一方、黒河からブラゴヴェシチェンスクに向かう中国人客も多い。ショッピングよりも、異国風情を楽しむために訪れる旅行者が多いようだ。
黒河から対岸に渡るには、船に乗るほか、橋を使うルートもあるが、そちらは大型トラックや乗用車で長い渋滞の列ができている。10月19日付の中国ネットニュース(大風文字)によると、このあたりのガソリン価格(オクタン価92)は安くて1リットル8.5元(174円、1元=20.5円で計算)程度だが、対岸のロシアでは同じクラスのガソリンが4.5元(92円)以下で買えるそうだ。冬の最低気温は氷点下30度を下回り、電気自動車は使えない。中国北方の生活者にとって、ガソリン価格が安いことはありがたい。
ロシアから電力を中国に輸出する計画
米国をはじめその同盟国はロシアを孤立させようとしているが、中国とロシアの結びつきは強まる一方だ。
習近平国家主席が一帯一路戦略を提唱し始めて10年が経過したことを受け、10月17、18日に、北京でサミットフォーラムが開催されたが、この会議に国際刑事裁判所(ICC)から逮捕状が出ているプーチン大統領が来賓として招待されている。
プーチン大統領にとって今回の北京訪問は、経済関係を強化する大きなチャンスでもある。中でも、ロシアがもっとも期待するのはサハリン2プロジェクトで供給される天然ガスの売り込みとみられるが、機はまだ熟していないようだ。中国側はロシアに対するエネルギー依存度の高まりを警戒している。ロシアはインドに対して格安に原油を供給しており、価格交渉においても開きがあるようだ。

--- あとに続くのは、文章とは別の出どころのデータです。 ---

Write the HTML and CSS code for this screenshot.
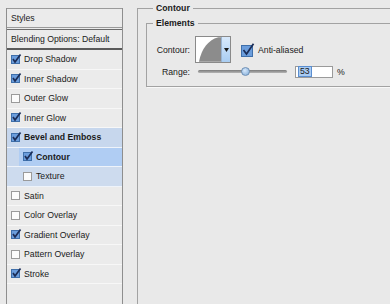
FILE: index.html
```html
<!DOCTYPE html>
<html lang="en">
<head>
    <meta charset="UTF-8">
    <title>Layer Style - Contour</title>
    <link rel="stylesheet" href="styles.css">
</head>
<body>
<div class="page">
    <div class="styles">
        <div class="title">Styles</div>
        <div class="blend">Blending Options: Default</div>
        <ul class="fx">
            <li><svg class="cb" viewBox="0 0 11 11"><rect class="on" x="0.5" y="1.5" width="8" height="8"/><path class="tick" d="M2 5 L4 8 L9.5 0.5"/></svg>Drop Shadow</li>
            <li><svg class="cb" viewBox="0 0 11 11"><rect class="on" x="0.5" y="1.5" width="8" height="8"/><path class="tick" d="M2 5 L4 8 L9.5 0.5"/></svg>Inner Shadow</li>
            <li><svg class="cb" viewBox="0 0 11 11"><rect class="off" x="0.5" y="1.5" width="8" height="8"/></svg>Outer Glow</li>
            <li><svg class="cb" viewBox="0 0 11 11"><rect class="on" x="0.5" y="1.5" width="8" height="8"/><path class="tick" d="M2 5 L4 8 L9.5 0.5"/></svg>Inner Glow</li>
            <li class="parent"><svg class="cb" viewBox="0 0 11 11"><rect class="on" x="0.5" y="1.5" width="8" height="8"/><path class="tick" d="M2 5 L4 8 L9.5 0.5"/></svg>Bevel and Emboss</li>
            <li class="parent sub"><span class="current"><svg class="cb" viewBox="0 0 11 11"><rect class="on" x="0.5" y="1.5" width="8" height="8"/><path class="tick" d="M2 5 L4 8 L9.5 0.5"/></svg>Contour</span></li>
            <li class="parent sub plain"><span><svg class="cb" viewBox="0 0 11 11"><rect class="off" x="0.5" y="1.5" width="8" height="8"/></svg>Texture</span></li>
            <li><svg class="cb" viewBox="0 0 11 11"><rect class="off" x="0.5" y="1.5" width="8" height="8"/></svg>Satin</li>
            <li><svg class="cb" viewBox="0 0 11 11"><rect class="off" x="0.5" y="1.5" width="8" height="8"/></svg>Color Overlay</li>
            <li><svg class="cb" viewBox="0 0 11 11"><rect class="on" x="0.5" y="1.5" width="8" height="8"/><path class="tick" d="M2 5 L4 8 L9.5 0.5"/></svg>Gradient Overlay</li>
            <li><svg class="cb" viewBox="0 0 11 11"><rect class="off" x="0.5" y="1.5" width="8" height="8"/></svg>Pattern Overlay</li>
            <li><svg class="cb" viewBox="0 0 11 11"><rect class="on" x="0.5" y="1.5" width="8" height="8"/><path class="tick" d="M2 5 L4 8 L9.5 0.5"/></svg>Stroke</li>
        </ul>
    </div>

    <fieldset class="group">
        <legend>Contour</legend>
        <fieldset class="group inner">
            <legend>Elements</legend>
            <div class="field">
                <span class="lbl">Contour:</span>
                <div class="thumb">
                    <svg class="curve" viewBox="0 0 26 25"><path d="M3 25 C6 12 12 3 23 0 L26 0 L26 25 Z"/></svg>
                    <span class="drop"><svg viewBox="0 0 5 4"><path d="M0 0 H5 L2.5 4 Z"/></svg></span>
                </div>
                <label class="aa"><svg class="cb big" viewBox="0 0 14 14"><rect class="on" x="0.5" y="2.5" width="11" height="11"/><path class="tick" d="M2.5 7 L5.5 11 L12.5 0.8"/></svg>Anti-aliased</label>
            </div>
            <div class="field">
                <span class="lbl">Range:</span>
                <div class="slider"><span class="knob"></span></div>
                <span class="num"><span class="sel">53</span></span>
                <span class="pct">%</span>
            </div>
        </fieldset>
    </fieldset>
</div>
</body>
</html>
```

FILE: styles.css
```css
body {margin: 0; padding: 0; background: #e9e9e9; overflow: hidden;
    font-family: "Liberation Sans", Arial, sans-serif; font-size: 8.7px; color: #1a1a1a;}
.page {display: flex; align-items: flex-start; height: 304px; overflow: hidden;}

/* left list */
.styles {flex: none; margin: 8px 0 0 6px; width: 117px; height: 300px; box-sizing: border-box;
    border-left: 1px solid #8e8e8e; border-right: 1px solid #8e8e8e; background: #ebebeb;}
.title {height: 20px; line-height: 18px; box-sizing: border-box; padding-left: 4px;
    border-top: 1px solid #9a9a9a; border-bottom: 1px solid #9a9a9a;}
.blend {margin-top: 1px; height: 21px; line-height: 18px; box-sizing: border-box; padding-left: 4px;
    white-space: nowrap; border-top: 1px solid #6c6c6c; border-bottom: 2px solid #5a5a5a;}
.fx {margin: 0; padding: 0; list-style: none;}
.fx li {display: flex; align-items: center; height: 19.5px; box-sizing: border-box;
    padding-left: 4px; border-bottom: 1px solid #f7f7f7;}
.fx li span {display: flex; align-items: center; align-self: stretch; flex: 1;}
.cb {width: 11px; height: 11px; margin-right: 2px; flex: none;}
.cb .on {fill: #6b9ddc; stroke: #3f6faa; stroke-width: 1;}
.cb .off {fill: #fbfbfb; stroke: #9a9a9a; stroke-width: 1;}
.cb .tick {fill: none; stroke: #1b2d57; stroke-width: 1.7;}
.fx .parent {background: #c7d7ed; font-weight: bold; border-bottom-color: #eef3fa;}
.fx .sub {padding-left: 12px;}
.fx .current {background: #b0cdf3; padding-left: 4px;}
.fx .plain {font-weight: normal; background: #cddbee;}
.fx .plain span {padding-left: 4px;}

/* right side */
.group {flex: none; margin: 3px 0 0 14px; padding: 0 0 0 8px; width: 290px; min-height: 320px;
    border: 1px solid #a2a2a2; box-shadow: 1px 1px 0 #f8f8f8;}
.group legend {font-weight: bold; line-height: 10px; padding: 0 3px; margin-left: 7px;}
.inner {margin: 5px 0 0 0; padding: 8px 0 8px 0; min-height: 0; width: 260px;}
.inner legend {margin-left: 6px;}

.field {display: flex; align-items: center;}
.field + .field {margin-top: 2px; height: 13px;}
.lbl {width: 43px; text-align: right; flex: none;}
.thumb {margin-left: 5px; width: 36px; height: 27px; box-sizing: border-box; display: flex;
    border: 1px solid #8a8a8a; background: #fff;}
.curve {width: 26px; height: 25px; fill: #8c8c8c;}
.drop {width: 8px; display: flex; align-items: center; justify-content: center;
    background: linear-gradient(#d8e9fb, #a9cdf2); border-left: 1px solid #9ab4d2;}
.drop svg {width: 5px; height: 4px; fill: #1a1a1a;}
.aa {display: flex; align-items: center; margin-left: 10px;}
.cb.big {width: 14px; height: 14px; margin-right: 3px;}

.slider {position: relative; margin-left: 8px; width: 89px; height: 3px; border-radius: 2px;
    background: linear-gradient(#7a7a7a, #b5b5b5);}
.knob {position: absolute; left: 43px; top: -3px; width: 9px; height: 9px; border-radius: 50%;
    box-sizing: border-box; border: 1px solid #6d8fb5; background: radial-gradient(circle at 40% 35%, #d6e8fb, #7ea9d6);}
.num {margin-left: 8px; width: 38px; height: 12px; box-sizing: border-box; padding-left: 2px;
    border: 1px solid #9a9a9a; background: #fff; display: flex; align-items: center;}
.sel {background: #a9cbf2; padding: 0 1px; line-height: 9px; border: 1px solid #5b8ed0;}
.pct {margin-left: 4px;}
```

一方、同行したロシア極東・北極発展省のアレクサンドル・コズロフ大臣は17日、中国国家エネルギー集団がロシアで風力発電所を建設し、電力を中国に輸出する計画があると明かしている(スプートニのSNSより)。ウクライナへの侵攻以来、欧米諸国からの厳しい制裁を受けてロシアは経済面、特に資金面で大きな困難を抱えている。中国側に資金を出させる形でのプロジェクト開発はロシアにとってありがたい。今回のプロジェクトが成功すれば、これが呼び水となって、中国企業によるロシアへの直接投資が一気に加速するかもしれない。